'''
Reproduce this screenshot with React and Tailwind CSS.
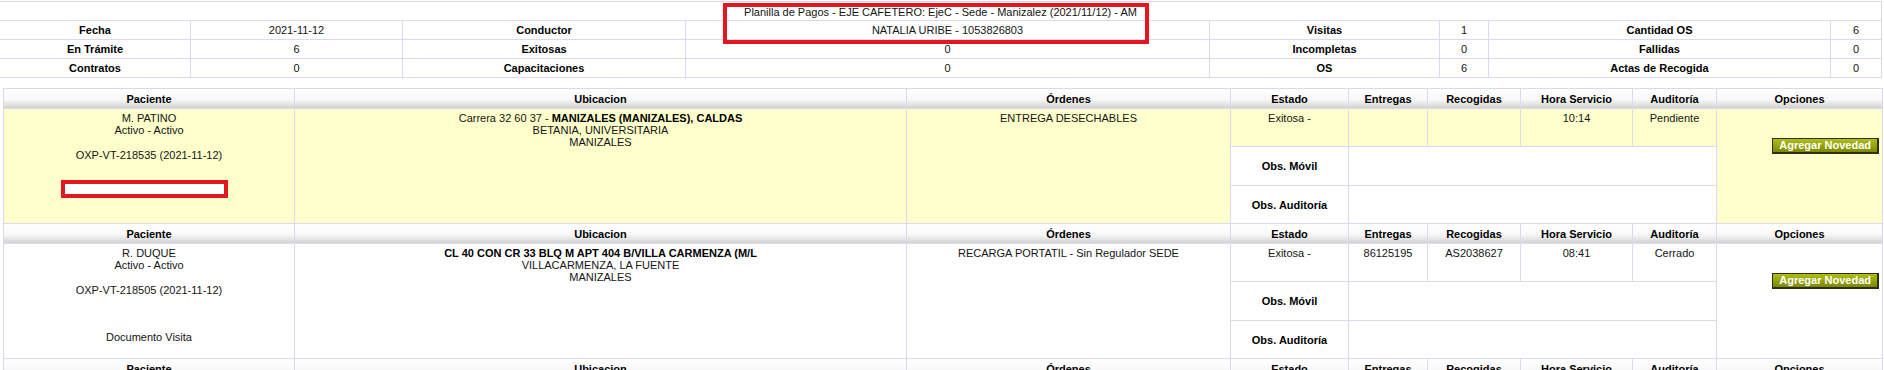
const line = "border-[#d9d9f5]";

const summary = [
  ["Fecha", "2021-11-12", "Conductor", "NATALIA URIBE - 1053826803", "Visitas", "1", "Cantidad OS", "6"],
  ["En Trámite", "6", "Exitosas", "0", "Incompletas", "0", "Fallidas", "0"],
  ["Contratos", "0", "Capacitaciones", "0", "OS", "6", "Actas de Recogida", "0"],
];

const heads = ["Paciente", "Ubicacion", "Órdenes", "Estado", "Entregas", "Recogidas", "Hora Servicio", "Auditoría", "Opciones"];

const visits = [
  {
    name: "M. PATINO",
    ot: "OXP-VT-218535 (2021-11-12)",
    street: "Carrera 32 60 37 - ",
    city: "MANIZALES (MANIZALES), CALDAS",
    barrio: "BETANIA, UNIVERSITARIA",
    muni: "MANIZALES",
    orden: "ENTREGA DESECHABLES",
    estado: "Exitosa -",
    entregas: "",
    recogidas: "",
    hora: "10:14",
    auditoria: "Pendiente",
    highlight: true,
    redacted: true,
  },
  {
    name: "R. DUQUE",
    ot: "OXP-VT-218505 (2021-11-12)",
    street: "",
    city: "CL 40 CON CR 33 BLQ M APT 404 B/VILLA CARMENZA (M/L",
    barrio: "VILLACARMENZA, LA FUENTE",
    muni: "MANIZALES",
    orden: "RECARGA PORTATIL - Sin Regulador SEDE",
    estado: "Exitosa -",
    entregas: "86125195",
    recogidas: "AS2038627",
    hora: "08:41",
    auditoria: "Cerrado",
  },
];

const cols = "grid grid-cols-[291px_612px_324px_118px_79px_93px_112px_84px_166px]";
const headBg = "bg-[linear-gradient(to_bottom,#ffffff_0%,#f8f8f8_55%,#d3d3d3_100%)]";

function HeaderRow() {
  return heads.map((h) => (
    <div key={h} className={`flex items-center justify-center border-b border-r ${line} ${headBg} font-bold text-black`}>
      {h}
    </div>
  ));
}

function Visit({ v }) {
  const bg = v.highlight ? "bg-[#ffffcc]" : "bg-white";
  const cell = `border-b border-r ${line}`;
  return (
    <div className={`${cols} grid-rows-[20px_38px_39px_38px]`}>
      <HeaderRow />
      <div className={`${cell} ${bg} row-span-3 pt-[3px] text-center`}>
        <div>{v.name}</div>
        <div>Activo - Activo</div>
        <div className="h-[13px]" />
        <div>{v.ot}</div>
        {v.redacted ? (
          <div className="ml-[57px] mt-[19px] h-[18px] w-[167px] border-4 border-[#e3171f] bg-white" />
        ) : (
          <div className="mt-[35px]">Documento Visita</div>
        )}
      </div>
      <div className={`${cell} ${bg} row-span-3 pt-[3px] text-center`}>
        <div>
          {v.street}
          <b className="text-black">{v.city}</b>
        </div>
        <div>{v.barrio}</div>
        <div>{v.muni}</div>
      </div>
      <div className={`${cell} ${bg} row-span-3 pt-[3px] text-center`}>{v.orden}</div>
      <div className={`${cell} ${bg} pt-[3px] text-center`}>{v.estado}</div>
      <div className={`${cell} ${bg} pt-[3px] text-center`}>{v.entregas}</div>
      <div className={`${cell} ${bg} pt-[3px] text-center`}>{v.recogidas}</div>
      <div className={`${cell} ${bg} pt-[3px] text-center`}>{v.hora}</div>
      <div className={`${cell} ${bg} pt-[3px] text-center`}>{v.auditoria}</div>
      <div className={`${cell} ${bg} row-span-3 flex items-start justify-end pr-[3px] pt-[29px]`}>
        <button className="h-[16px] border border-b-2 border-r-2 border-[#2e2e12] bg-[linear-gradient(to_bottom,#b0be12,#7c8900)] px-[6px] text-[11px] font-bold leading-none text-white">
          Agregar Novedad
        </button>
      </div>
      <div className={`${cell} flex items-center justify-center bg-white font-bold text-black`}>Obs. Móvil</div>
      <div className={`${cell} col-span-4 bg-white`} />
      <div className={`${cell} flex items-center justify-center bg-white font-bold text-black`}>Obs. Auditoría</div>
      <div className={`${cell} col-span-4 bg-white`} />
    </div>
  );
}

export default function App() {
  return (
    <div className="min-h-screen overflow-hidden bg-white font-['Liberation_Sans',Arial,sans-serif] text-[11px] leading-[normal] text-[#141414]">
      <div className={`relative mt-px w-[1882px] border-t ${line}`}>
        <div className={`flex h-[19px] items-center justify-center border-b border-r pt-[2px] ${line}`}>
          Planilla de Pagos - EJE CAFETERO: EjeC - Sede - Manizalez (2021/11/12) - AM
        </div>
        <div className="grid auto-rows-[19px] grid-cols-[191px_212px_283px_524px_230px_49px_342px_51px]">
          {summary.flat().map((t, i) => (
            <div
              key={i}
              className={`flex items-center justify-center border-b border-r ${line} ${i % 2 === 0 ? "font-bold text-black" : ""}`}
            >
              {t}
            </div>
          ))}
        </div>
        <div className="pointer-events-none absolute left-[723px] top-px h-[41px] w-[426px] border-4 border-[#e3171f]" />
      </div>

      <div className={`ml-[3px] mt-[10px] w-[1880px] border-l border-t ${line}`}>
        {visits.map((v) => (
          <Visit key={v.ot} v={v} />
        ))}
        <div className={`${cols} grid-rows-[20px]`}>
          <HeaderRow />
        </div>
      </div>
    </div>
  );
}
'''
All of the data above should be quoted exactly, except for the pictures.

■ Exercise output ■
Reproduce this screenshot with React and Tailwind CSS.
const line = "border-[#d9d9f5]";

const summary = [
  ["Fecha", "2021-11-12", "Conductor", "NATALIA URIBE - 1053826803", "Visitas", "1", "Cantidad OS", "6"],
  ["En Trámite", "6", "Exitosas", "0", "Incompletas", "0", "Fallidas", "0"],
  ["Contratos", "0", "Capacitaciones", "0", "OS", "6", "Actas de Recogida", "0"],
];

const heads = ["Paciente", "Ubicacion", "Órdenes", "Estado", "Entregas", "Recogidas", "Hora Servicio", "Auditoría", "Opciones"];

const visits = [
  {
    name: "M. PATINO",
    ot: "OXP-VT-218535 (2021-11-12)",
    street: "Carrera 32 60 37 - ",
    city: "MANIZALES (MANIZALES), CALDAS",
    barrio: "BETANIA, UNIVERSITARIA",
    muni: "MANIZALES",
    orden: "ENTREGA DESECHABLES",
    estado: "Exitosa -",
    entregas: "",
    recogidas: "",
    hora: "10:14",
    auditoria: "Pendiente",
    highlight: true,
    redacted: true,
  },
  {
    name: "R. DUQUE",
    ot: "OXP-VT-218505 (2021-11-12)",
    street: "",
    city: "CL 40 CON CR 33 BLQ M APT 404 B/VILLA CARMENZA (M/L",
    barrio: "VILLACARMENZA, LA FUENTE",
    muni: "MANIZALES",
    orden: "RECARGA PORTATIL - Sin Regulador SEDE",
    estado: "Exitosa -",
    entregas: "86125195",
    recogidas: "AS2038627",
    hora: "08:41",
    auditoria: "Cerrado",
  },
];

const cols = "grid grid-cols-[291px_612px_324px_118px_79px_93px_112px_84px_166px]";
const headBg = "bg-[linear-gradient(to_bottom,#ffffff_0%,#f8f8f8_55%,#d3d3d3_100%)]";

function HeaderRow() {
  return heads.map((h) => (
    <div key={h} className={`flex items-center justify-center border-b border-r ${line} ${headBg} font-bold text-black`}>
      {h}
    </div>
  ));
}

function Visit({ v }) {
  const bg = v.highlight ? "bg-[#ffffcc]" : "bg-white";
  const cell = `border-b border-r ${line}`;
  return (
    <div className={`${cols} grid-rows-[20px_38px_39px_38px]`}>
      <HeaderRow />
      <div className={`${cell} ${bg} row-span-3 pt-[3px] text-center`}>
        <div>{v.name}</div>
        <div>Activo - Activo</div>
        <div className="h-[13px]" />
        <div>{v.ot}</div>
        {v.redacted ? (
          <div className="ml-[57px] mt-[19px] h-[18px] w-[167px] border-4 border-[#e3171f] bg-white" />
        ) : (
          <div className="mt-[35px]">Documento Visita</div>
        )}
      </div>
      <div className={`${cell} ${bg} row-span-3 pt-[3px] text-center`}>
        <div>
          {v.street}
          <b className="text-black">{v.city}</b>
        </div>
        <div>{v.barrio}</div>
        <div>{v.muni}</div>
      </div>
      <div className={`${cell} ${bg} row-span-3 pt-[3px] text-center`}>{v.orden}</div>
      <div className={`${cell} ${bg} pt-[3px] text-center`}>{v.estado}</div>
      <div className={`${cell} ${bg} pt-[3px] text-center`}>{v.entregas}</div>
      <div className={`${cell} ${bg} pt-[3px] text-center`}>{v.recogidas}</div>
      <div className={`${cell} ${bg} pt-[3px] text-center`}>{v.hora}</div>
      <div className={`${cell} ${bg} pt-[3px] text-center`}>{v.auditoria}</div>
      <div className={`${cell} ${bg} row-span-3 flex items-start justify-end pr-[3px] pt-[29px]`}>
        <button className="h-[16px] border border-b-2 border-r-2 border-[#2e2e12] bg-[linear-gradient(to_bottom,#b0be12,#7c8900)] px-[6px] text-[11px] font-bold leading-none text-white">
          Agregar Novedad
        </button>
      </div>
      <div className={`${cell} flex items-center justify-center bg-white font-bold text-black`}>Obs. Móvil</div>
      <div className={`${cell} col-span-4 bg-white`} />
      <div className={`${cell} flex items-center justify-center bg-white font-bold text-black`}>Obs. Auditoría</div>
      <div className={`${cell} col-span-4 bg-white`} />
    </div>
  );
}

export default function App() {
  return (
    <div className="min-h-screen overflow-hidden bg-white font-['Liberation_Sans',Arial,sans-serif] text-[11px] leading-[normal] text-[#141414]">
      <div className={`relative mt-px w-[1882px] border-t ${line}`}>
        <div className={`flex h-[19px] items-center justify-center border-b border-r pt-[2px] ${line}`}>
          Planilla de Pagos - EJE CAFETERO: EjeC - Sede - Manizalez (2021/11/12) - AM
        </div>
        <div className="grid auto-rows-[19px] grid-cols-[191px_212px_283px_524px_230px_49px_342px_51px]">
          {summary.flat().map((t, i) => (
            <div
              key={i}
              className={`flex items-center justify-center border-b border-r ${line} ${i % 2 === 0 ? "font-bold text-black" : ""}`}
            >
              {t}
            </div>
          ))}
        </div>
        <div className="pointer-events-none absolute left-[723px] top-px h-[41px] w-[426px] border-4 border-[#e3171f]" />
      </div>

      <div className={`ml-[3px] mt-[10px] w-[1880px] border-l border-t ${line}`}>
        {visits.map((v) => (
          <Visit key={v.ot} v={v} />
        ))}
        <div className={`${cols} grid-rows-[20px]`}>
          <HeaderRow />
        </div>
      </div>
    </div>
  );
}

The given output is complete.